Aim of the task:
Select the lines that contain "index" and copy each of them.

Given information:

--- begin ---

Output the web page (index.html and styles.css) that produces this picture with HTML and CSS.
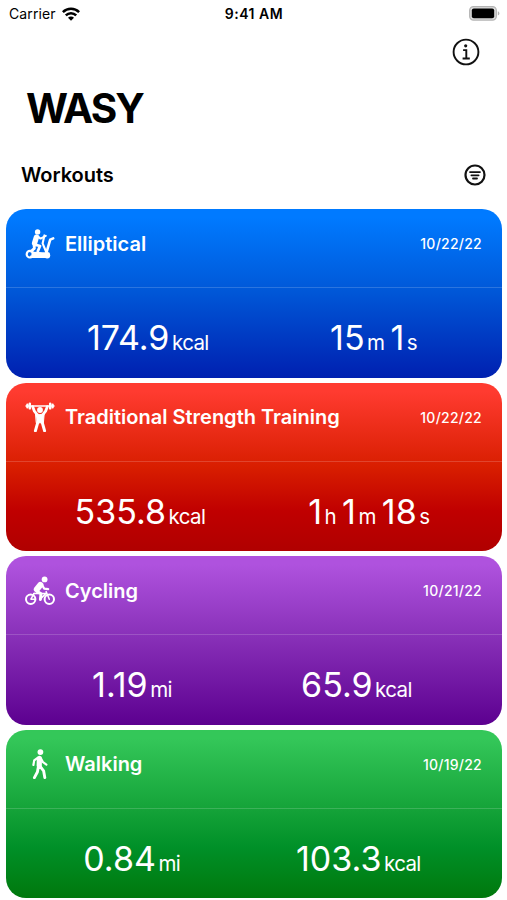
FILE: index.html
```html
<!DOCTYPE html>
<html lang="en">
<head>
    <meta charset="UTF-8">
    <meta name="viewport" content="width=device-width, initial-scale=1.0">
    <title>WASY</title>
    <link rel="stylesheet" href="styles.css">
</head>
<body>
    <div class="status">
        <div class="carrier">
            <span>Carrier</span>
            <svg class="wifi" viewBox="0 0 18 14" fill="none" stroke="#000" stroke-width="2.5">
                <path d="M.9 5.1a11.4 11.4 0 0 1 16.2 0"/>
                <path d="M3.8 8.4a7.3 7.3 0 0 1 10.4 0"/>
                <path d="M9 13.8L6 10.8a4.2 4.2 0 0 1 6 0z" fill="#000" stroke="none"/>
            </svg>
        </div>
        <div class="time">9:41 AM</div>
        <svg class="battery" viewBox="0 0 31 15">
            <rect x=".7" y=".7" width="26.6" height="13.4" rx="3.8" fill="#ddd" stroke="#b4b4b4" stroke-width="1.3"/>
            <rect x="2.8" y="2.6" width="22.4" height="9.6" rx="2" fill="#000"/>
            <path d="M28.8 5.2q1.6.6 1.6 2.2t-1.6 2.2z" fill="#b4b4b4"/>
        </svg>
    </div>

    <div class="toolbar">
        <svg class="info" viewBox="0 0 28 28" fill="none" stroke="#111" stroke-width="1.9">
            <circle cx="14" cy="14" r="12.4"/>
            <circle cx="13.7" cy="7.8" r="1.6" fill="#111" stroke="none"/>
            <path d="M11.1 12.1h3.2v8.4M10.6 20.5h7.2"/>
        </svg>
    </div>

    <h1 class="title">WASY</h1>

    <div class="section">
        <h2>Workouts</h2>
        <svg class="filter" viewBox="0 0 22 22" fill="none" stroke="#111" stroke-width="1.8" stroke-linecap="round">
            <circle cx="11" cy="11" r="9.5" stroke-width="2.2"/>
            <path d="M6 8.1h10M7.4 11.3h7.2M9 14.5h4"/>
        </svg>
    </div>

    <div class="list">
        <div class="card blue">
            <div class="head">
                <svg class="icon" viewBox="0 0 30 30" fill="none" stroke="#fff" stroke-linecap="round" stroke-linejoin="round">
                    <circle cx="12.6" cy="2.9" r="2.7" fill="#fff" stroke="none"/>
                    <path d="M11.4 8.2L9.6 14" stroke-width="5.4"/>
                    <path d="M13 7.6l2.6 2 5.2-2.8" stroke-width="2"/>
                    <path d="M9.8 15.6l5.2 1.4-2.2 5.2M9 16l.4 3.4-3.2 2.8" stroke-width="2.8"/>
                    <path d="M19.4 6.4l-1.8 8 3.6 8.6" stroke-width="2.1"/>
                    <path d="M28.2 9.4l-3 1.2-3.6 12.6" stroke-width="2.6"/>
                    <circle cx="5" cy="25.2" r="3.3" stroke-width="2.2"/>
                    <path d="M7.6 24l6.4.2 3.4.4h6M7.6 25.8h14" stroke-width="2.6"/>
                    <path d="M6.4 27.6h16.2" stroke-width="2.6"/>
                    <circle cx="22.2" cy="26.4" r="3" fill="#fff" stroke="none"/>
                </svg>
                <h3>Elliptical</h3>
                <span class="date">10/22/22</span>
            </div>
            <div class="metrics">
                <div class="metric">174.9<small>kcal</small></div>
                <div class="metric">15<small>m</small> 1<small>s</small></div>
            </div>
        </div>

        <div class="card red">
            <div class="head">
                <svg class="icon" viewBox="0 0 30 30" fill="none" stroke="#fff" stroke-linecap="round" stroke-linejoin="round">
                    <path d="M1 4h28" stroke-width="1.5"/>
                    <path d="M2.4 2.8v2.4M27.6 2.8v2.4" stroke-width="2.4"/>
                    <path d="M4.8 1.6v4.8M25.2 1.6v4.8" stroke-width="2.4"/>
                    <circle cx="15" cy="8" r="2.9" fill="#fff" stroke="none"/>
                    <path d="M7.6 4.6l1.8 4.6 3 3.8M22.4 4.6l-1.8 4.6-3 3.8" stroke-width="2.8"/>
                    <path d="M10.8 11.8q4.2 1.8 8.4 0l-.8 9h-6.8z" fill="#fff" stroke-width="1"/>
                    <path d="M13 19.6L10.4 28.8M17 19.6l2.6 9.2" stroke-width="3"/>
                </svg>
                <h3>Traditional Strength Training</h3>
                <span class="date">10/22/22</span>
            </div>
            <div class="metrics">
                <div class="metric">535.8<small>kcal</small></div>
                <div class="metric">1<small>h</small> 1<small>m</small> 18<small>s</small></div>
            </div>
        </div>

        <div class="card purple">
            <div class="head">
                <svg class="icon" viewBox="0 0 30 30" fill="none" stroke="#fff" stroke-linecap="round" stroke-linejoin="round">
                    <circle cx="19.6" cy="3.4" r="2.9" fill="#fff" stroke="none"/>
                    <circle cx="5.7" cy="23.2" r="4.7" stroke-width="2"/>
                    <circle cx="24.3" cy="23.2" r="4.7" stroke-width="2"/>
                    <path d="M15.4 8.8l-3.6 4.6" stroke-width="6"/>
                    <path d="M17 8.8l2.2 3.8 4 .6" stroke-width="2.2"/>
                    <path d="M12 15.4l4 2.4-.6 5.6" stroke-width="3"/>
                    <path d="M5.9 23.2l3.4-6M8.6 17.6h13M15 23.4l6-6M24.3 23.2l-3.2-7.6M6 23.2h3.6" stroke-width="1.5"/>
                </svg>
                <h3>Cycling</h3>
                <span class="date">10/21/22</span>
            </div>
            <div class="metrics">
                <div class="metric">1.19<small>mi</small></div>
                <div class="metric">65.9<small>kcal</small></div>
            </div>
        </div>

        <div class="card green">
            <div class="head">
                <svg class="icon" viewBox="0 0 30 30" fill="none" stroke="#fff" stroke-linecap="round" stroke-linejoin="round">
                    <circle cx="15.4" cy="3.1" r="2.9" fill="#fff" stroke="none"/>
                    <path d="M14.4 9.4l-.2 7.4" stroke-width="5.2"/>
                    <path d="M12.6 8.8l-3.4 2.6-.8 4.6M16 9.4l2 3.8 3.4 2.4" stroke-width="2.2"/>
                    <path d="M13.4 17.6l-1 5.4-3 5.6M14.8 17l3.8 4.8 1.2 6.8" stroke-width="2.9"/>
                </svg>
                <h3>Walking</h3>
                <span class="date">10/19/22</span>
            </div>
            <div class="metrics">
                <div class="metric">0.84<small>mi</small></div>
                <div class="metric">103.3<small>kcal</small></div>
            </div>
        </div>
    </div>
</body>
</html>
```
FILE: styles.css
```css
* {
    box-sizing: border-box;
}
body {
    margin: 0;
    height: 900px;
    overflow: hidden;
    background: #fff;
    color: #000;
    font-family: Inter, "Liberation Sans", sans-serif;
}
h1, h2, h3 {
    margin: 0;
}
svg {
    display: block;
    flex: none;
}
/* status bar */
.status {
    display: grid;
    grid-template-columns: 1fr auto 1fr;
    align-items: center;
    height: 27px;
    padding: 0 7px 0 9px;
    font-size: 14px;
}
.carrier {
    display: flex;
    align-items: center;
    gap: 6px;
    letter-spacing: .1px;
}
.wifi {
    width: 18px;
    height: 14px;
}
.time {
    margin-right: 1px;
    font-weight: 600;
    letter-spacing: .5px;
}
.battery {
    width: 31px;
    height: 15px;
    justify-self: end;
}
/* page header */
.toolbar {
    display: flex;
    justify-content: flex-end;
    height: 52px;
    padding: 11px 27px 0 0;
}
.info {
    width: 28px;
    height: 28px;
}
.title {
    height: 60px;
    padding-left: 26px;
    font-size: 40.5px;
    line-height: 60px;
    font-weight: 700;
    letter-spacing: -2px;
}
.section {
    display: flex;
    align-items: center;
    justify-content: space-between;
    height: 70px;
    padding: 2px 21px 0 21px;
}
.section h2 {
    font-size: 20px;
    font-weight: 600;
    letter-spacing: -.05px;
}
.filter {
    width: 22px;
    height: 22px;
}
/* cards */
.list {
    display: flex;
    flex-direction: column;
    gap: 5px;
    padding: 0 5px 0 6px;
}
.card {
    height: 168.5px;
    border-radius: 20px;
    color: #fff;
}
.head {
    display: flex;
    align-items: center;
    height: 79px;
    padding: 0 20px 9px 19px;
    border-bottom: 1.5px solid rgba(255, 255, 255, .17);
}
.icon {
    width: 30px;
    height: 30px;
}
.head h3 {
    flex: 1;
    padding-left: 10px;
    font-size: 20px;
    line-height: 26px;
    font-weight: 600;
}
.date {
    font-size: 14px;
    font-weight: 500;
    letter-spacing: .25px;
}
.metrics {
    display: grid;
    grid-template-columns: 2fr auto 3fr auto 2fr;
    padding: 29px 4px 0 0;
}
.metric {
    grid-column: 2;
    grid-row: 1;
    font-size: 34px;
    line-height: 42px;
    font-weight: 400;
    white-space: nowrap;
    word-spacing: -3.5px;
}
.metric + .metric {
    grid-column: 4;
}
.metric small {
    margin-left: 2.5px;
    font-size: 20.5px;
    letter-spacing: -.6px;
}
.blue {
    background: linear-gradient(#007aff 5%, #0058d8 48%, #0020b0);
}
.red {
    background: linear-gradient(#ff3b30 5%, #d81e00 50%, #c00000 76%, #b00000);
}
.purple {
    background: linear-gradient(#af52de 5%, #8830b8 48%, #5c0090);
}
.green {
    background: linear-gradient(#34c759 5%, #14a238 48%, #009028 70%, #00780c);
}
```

--- end ---

Finished exercise:
Output the web page (index.html and styles.css) that produces this picture with HTML and CSS.
FILE: index.html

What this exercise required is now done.